17. A balanced antenna for a portable communications device, comprising a ground plane and first and second substantially similar antenna elements spaced apart from each other and from the ground plane, the first antenna element having a face lying in a first antenna plane and the second antenna element having a face lying in a second antenna plane, wherein the faces and the ground plane are substantially parallel and spaced apart from each other in a direction perpendicular to one of the first and second antenna planes, the first and second antenna elements are aligned in opposite directions with respect to one another and each of the antenna elements has a different feed point.

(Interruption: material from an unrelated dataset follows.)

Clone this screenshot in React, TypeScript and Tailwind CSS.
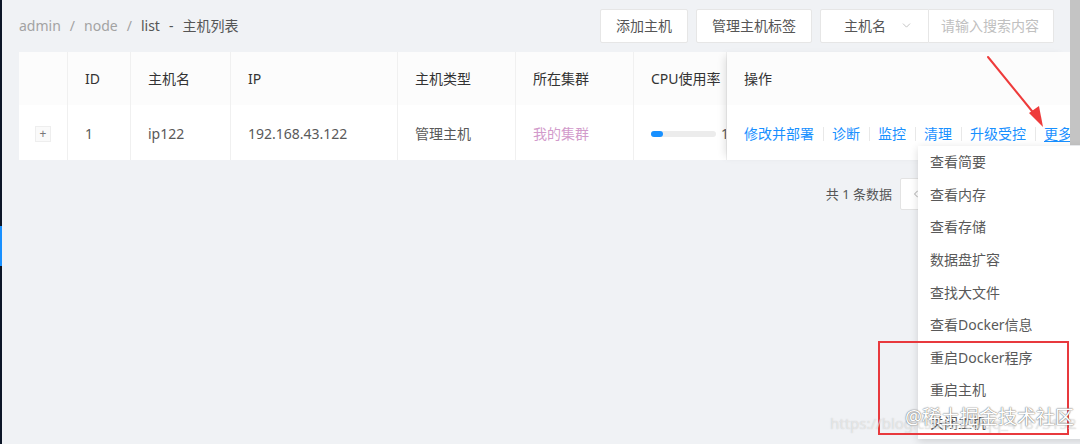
import { ChevronDown, ChevronLeft } from "lucide-react";

const FONT = { fontFamily: '"Noto Sans", "Noto Sans CJK SC", sans-serif' };

const COLS = [
  { key: "expand", title: "", w: "w-[49px]" },
  { key: "id", title: "ID", w: "w-[63px]" },
  { key: "name", title: "主机名", w: "w-[100px]" },
  { key: "ip", title: "IP", w: "w-[167px]" },
  { key: "type", title: "主机类型", w: "w-[118px]" },
  { key: "cluster", title: "所在集群", w: "w-[118px]" },
  { key: "cpu", title: "CPU使用率", w: "w-[93px]" },
];

const ACTIONS = ["修改并部署", "诊断", "监控", "清理", "升级受控"];

const MENU = [
  "查看简要",
  "查看内存",
  "查看存储",
  "数据盘扩容",
  "查找大文件",
  "查看Docker信息",
  "重启Docker程序",
  "重启主机",
  "关闭主机",
];

function Cell({ col }: { col: string }) {
  switch (col) {
    case "expand":
      return (
        <span className="flex h-4 w-4 items-center justify-center border border-[#eeeeee] bg-[#fafafa] text-[12px] leading-none text-[#777]">
          +
        </span>
      );
    case "id":
      return <span>1</span>;
    case "name":
      return <span>ip122</span>;
    case "ip":
      return <span>192.168.43.122</span>;
    case "type":
      return <span>管理主机</span>;
    case "cluster":
      return <span className="text-[#d29bcb]">我的集群</span>;
    case "cpu":
      return (
        <div className="flex items-center gap-[5px]">
          <div className="h-[6px] w-[65px] shrink-0 rounded-full bg-[#ececec]">
            <div className="h-[6px] w-[12px] rounded-full bg-[#1890ff]" />
          </div>
          <span className="shrink-0">1%</span>
        </div>
      );
    default:
      return null;
  }
}

export default function App() {
  return (
    <div
      className="relative flex h-[444px] w-[1080px] overflow-hidden bg-[#f0f2f5] text-sm antialiased"
      style={FONT}
    >
      {/* sidebar edge */}
      <div className="w-[2px] shrink-0 bg-[#0c1627] pt-[226px]">
        <div className="h-[40px] bg-[#1890ff]" />
      </div>

      <main className="flex min-w-0 flex-1 flex-col pl-[17px]">
        {/* Top bar */}
        <div className="flex h-[52px] items-center justify-between pr-[16px] pb-[1px]">
          <div className="flex items-center gap-[9px] text-[14px] text-[#a3a3a3]">
            <span>admin</span>
            <span>/</span>
            <span>node</span>
            <span>/</span>
            <span className="text-[#555]">list</span>
            <span className="text-[#555]">-</span>
            <span className="text-[#555]">主机列表</span>
          </div>
          <div className="flex items-center gap-2">
            <button className="h-[34px] rounded-[2px] border border-[#e6e6e6] bg-white px-[15px] text-[#555]">
              添加主机
            </button>
            <button className="h-[34px] rounded-[2px] border border-[#e6e6e6] bg-white px-[15px] text-[#555]">
              管理主机标签
            </button>
            <div className="flex h-[34px]">
              <div className="flex w-[109px] items-center rounded-l-[2px] border border-[#e6e6e6] bg-white pl-[23px] text-[#555]">
                主机名
                <ChevronDown className="ml-[14px] h-[13px] w-[13px] text-[#b5b5b5]" strokeWidth={1.5} />
              </div>
              <div className="flex w-[125px] items-center rounded-r-[2px] border border-l-0 border-[#e6e6e6] bg-white pl-[12px] text-[#c0c0c0]">
                请输入搜索内容
              </div>
            </div>
          </div>
        </div>

        {/* Table */}
        <div className="flex h-[108px] bg-white">
          {COLS.map((c) => (
            <div
              key={c.key}
              className={`${c.w} flex shrink-0 flex-col overflow-hidden border-r border-[#f0f0f0] last:border-r-0`}
            >
              <div className="flex h-[53px] items-center bg-[#fcfcfc] pl-[17px] text-[#333]">
                {c.title}
              </div>
              <div
                className={`flex h-[55px] items-center pt-[3px] text-[#595959] ${
                  c.key === "expand" ? "pl-[16px]" : "pl-[17px]"
                }`}
              >
                <Cell col={c.key} />
              </div>
            </div>
          ))}
          <div className="relative z-10 flex min-w-0 flex-1 flex-col overflow-hidden bg-white shadow-[-6px_0_8px_-4px_rgba(0,0,0,0.12)]">
            <div className="flex h-[53px] items-center bg-[#fcfcfc] pl-[17px] text-[#333]">操作</div>
            <div className="flex h-[55px] items-center whitespace-nowrap pl-[17px] pt-[3px] text-[#1890ff]">
              {ACTIONS.map((a) => (
                <span key={a} className="flex items-center">
                  {a}
                  <span className="mx-[8.5px] h-[14px] w-px bg-[#e8e8e8]" />
                </span>
              ))}
              <span className="underline underline-offset-2">更多操作</span>
            </div>
          </div>
        </div>

        {/* Pagination */}
        <div className="mt-[18px] flex items-center justify-end gap-2 pr-[58px] text-[13px] text-[#555]">
          <span>共 1 条数据</span>
          <span className="flex h-[32px] w-[32px] items-center justify-center rounded-[2px] border border-[#e3e3e3] bg-white text-[#aaa]">
            <ChevronLeft className="h-3 w-3" />
          </span>
          <span className="flex h-[32px] w-[32px] items-center justify-center rounded-[2px] border border-[#1890ff] bg-white text-[#1890ff]">
            1
          </span>
          <span className="flex h-[32px] w-[32px] items-center justify-center rounded-[2px] border border-[#e3e3e3] bg-white text-[#aaa]">
            ›
          </span>
        </div>
      </main>

      {/* scrollbar */}
      <div className="w-[10px] shrink-0">
        <div className="h-[145px] bg-[#c4c4c4]" />
      </div>

      {/* dropdown menu */}
      <ul className="absolute left-[918px] top-[146px] z-20 w-[170px] bg-white shadow-[0_2px_8px_rgba(0,0,0,0.15)]">
        {MENU.map((m) => (
          <li key={m} className="flex h-[32.6px] items-center pl-[12px] text-[14px] text-[#595959]">
            {m}
          </li>
        ))}
      </ul>

      {/* annotation: red box */}
      <div className="absolute left-[878px] top-[341px] z-30 h-[94px] w-[191px] border-2 border-[#e8393d]" />

      {/* annotation: red arrow */}
      <svg className="absolute left-0 top-0 z-30" width="1080" height="444" viewBox="0 0 1080 444">
        <line x1="988" y1="57" x2="1036" y2="116" stroke="#ee3b3b" strokeWidth="2" strokeLinecap="round" />
        <polygon points="1043,127 1029,113 1039,106" fill="#ee3b3b" />
      </svg>

      {/* watermarks */}
      <div className="absolute left-[830px] top-[413px] z-30 whitespace-nowrap text-[15px] text-white/50 [text-shadow:0_0_1px_rgba(150,150,150,0.5)]">
        https://blog.csdn.net/qq_41873152
      </div>
      <div className="absolute left-[905px] top-[404px] z-40 whitespace-nowrap text-[19px] text-white [text-shadow:0_0_1.5px_#666,0_0_1px_#888]">
        @稀土掘金技术社区
      </div>
    </div>
  );
}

18. A method of manufacturing a balanced antenna for connecting to a balanced power amplifier stage in a portable communications device, the balanced power amplifier stage including first and second outputs, the antenna comprising a ground plane and first and second antenna elements, the first antenna element having a face lying in a first antenna plane and the second antenna element having a face lying in a antenna planes, wherein the faces are spaced apart from each other in a direction perpendicular to one of the first and second antenna planes and from the ground plane, wherein the antenna elements are arranged to be opposite one another and to overlap to a predetermined extent, and each of the antenna elements has a feed point connectable to a different output from the balanced power amplifier stage, the method comprising varying the extent to which the antenna elements overlap to tune the antenna for use in a predetermined frequency band.